The idea sounds outlandish. Well, it is outlandish. The Daily Mail estimated the construction of the entire city -- a city meant to house 5,000 people, mind you -- at the equivalent of about $6.4 billion. That's less than Texas is spending right now to string wind-power transmission lines across the state, and less than the projected cost for a D.C. Metro rail system. So if Russia can build a self-sustaining city on a remote Arctic archipelago for that kind of money, well, more power to them.

Alaska had its own well-known flirtation with an enclosed city back in the 1960s and '70s after the discovery of oil at Prudhoe Bay. Seward's Success was to be an even grander endeavour than the city that Russia now proposes, with the ability to host 40,000 residents at a comfy, year-round, climate-controlled temperature of 68 degrees, only two miles away from Anchorage. And while the Russians' recent announcement may draw some chuckles and eye rolls, that reaction stands in sharp contrast to the rosy picture painted by a 1970 article in Popular Mechanics magazine:

Buildings that go up in the first phase of construction will cost $170 million and provide living accommodation for the first 5,000 residents. There will also be 600,000 square feet of office space, 300,000 square feet of shops and restaurants, and a completely enclosed sports arena. Power for all this will be generated on site from abundant natural gas. Construction will go on all year with warm-air-filled balloon tents enclosing the site during winter months.

Alaska used to dream big, just like the Russians are doing now. A special irony in that excerpt from Popular Mechanics is the mention of "abundant natural gas," as Anchorage seems perpetually caught in a battle to keep the city supplied with heat and electricity. Not to mention Alaska's own long-held dream of getting a natural gas pipeline -- any natural gas pipeline -- beyond the study phase.

Seward's Success wasn't the only enclosed city idea in the Alaska history books, either. Mike Gravel, the former U.S. Senator from Alaska, had dreams for the ultimate tourist trap: a four-square-mile teflon dome dubbed "Denali City" that would have hosted shops, hotels, and even tennis courts as a way of drawing tourists to Alaska's famous national park in the winter months. Gravel lost re-election in 1980, effectively killing the grand plans.

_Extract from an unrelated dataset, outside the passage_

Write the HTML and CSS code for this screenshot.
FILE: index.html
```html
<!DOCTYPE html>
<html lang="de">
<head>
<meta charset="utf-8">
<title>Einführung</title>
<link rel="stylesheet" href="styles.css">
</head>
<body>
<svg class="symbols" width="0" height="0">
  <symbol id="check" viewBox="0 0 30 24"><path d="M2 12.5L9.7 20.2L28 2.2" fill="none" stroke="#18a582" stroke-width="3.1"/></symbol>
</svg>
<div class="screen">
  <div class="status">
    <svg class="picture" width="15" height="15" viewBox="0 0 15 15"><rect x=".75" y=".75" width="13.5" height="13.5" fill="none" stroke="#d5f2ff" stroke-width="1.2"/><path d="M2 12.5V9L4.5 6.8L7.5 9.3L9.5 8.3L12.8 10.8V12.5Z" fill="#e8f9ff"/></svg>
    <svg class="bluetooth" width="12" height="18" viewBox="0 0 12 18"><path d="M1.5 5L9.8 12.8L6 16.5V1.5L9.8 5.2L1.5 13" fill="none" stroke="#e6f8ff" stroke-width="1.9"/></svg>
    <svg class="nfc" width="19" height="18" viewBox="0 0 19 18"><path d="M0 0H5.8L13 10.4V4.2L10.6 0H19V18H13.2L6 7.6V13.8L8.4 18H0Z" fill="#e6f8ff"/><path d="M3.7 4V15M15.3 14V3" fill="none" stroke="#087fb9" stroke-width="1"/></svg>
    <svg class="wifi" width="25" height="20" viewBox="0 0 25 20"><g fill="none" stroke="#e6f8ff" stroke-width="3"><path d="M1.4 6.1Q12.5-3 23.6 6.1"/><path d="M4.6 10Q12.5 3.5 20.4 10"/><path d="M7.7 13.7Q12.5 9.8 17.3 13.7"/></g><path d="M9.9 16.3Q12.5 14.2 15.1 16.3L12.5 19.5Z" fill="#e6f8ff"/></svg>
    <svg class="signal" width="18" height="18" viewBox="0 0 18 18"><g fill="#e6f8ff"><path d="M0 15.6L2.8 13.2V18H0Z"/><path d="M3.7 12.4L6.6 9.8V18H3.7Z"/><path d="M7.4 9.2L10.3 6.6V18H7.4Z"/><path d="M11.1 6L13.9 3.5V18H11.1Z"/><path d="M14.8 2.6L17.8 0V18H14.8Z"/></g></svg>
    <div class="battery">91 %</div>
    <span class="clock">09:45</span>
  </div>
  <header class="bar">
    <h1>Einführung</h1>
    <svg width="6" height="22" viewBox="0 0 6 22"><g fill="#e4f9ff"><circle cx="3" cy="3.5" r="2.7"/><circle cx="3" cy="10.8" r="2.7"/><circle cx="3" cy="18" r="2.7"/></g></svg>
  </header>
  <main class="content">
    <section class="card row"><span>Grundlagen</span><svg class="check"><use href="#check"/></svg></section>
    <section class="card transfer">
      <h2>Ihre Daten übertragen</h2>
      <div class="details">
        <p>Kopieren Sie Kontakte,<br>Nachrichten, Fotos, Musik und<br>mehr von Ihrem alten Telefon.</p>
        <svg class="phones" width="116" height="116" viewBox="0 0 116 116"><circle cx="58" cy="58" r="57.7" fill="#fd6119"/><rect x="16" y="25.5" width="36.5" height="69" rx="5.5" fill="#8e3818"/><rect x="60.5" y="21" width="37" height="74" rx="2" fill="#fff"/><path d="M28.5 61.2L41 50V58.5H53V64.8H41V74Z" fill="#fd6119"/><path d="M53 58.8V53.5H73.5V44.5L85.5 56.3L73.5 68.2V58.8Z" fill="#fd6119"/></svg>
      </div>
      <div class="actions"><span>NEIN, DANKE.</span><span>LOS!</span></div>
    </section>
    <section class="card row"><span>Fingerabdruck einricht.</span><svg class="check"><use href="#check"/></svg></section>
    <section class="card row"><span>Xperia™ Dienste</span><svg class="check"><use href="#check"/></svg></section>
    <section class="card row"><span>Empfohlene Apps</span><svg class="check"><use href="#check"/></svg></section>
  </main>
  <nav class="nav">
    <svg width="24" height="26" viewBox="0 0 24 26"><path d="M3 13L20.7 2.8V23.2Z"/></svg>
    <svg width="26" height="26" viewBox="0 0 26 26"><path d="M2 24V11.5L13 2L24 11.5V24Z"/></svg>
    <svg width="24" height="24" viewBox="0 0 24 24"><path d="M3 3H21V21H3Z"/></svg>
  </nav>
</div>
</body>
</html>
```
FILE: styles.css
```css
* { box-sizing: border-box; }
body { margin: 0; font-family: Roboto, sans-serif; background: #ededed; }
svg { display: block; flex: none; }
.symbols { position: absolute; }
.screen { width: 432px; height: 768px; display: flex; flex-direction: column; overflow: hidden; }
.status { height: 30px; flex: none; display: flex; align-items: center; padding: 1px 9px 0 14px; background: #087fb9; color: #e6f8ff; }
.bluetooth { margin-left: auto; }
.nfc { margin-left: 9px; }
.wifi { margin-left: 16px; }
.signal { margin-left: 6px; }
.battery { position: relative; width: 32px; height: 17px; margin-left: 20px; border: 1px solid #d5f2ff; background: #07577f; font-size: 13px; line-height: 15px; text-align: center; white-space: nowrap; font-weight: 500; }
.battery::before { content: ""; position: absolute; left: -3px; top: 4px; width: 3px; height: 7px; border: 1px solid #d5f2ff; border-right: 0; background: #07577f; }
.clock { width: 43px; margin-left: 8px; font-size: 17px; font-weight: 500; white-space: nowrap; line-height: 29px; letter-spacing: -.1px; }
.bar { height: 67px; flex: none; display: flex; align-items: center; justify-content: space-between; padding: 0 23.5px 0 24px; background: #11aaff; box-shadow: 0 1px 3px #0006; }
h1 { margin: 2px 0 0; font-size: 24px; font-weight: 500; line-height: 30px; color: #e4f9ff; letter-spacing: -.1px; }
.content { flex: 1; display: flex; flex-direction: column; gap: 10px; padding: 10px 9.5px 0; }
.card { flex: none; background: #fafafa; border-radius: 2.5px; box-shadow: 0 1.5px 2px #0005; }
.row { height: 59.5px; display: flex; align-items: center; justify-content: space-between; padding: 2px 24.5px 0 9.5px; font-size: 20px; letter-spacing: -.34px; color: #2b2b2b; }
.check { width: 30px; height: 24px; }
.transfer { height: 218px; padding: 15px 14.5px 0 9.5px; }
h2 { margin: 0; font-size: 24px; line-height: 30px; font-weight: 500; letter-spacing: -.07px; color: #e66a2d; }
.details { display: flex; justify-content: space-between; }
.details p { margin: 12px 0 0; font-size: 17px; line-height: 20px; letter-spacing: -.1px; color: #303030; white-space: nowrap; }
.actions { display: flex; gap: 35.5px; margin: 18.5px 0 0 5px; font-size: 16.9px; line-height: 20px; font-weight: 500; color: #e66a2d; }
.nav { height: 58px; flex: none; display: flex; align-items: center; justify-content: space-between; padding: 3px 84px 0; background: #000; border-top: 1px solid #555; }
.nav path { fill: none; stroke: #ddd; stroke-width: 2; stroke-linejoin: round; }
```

Russia's dome-city isn't the only big idea that's been kicked around by the nation in the last few months. Some are in the same, World's Fair-worthy vein as their most recent announcement. Among them are a $60-$100 billion underground tunnel spanning the Bering Strait and connecting Alaska to its westerly neighbor, and an Arctic Park that looks to capitalize on Arctic tourism.

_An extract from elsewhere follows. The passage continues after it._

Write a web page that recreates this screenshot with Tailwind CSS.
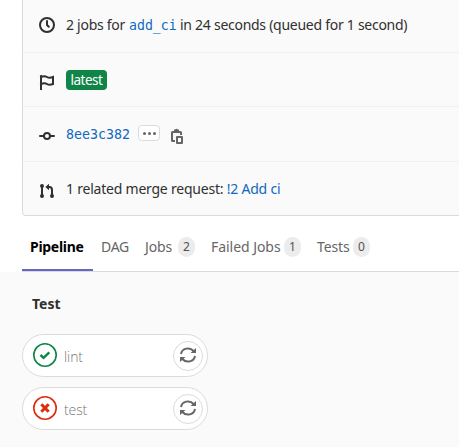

But other ideas aren't quite as outlandish -- and may give some U.S. lawmakers pause. 2012 Republican presidential candidate Mitt Romney, responding to the possibility that Vladimir Putin will take the presidency in Russia in 2012 after a stint as the country's Prime Minister, warned that Putin could be interested in "rebuilding the Russian empire." House Speaker John Boehner on Tuesday urged the U.S. to reevaluate its ties with Russia and accused the country of attempting to reinstitute "Soviet-style power and influence" by using "old thinking and old tools."

But that old thinking and those old tools are precisely what's getting Russia ahead in the Arctic. Where Russia recently ordered six new icebreakers to supplement their already-existing fleet, Alaska's Senators -- with cooperation from the U.S. Coast Guard -- have been all but begging for funding for a new icebreaker in the U.S. fleet, which currently consists of two out-of-commission heavy icebreakers and one medium icebreaker.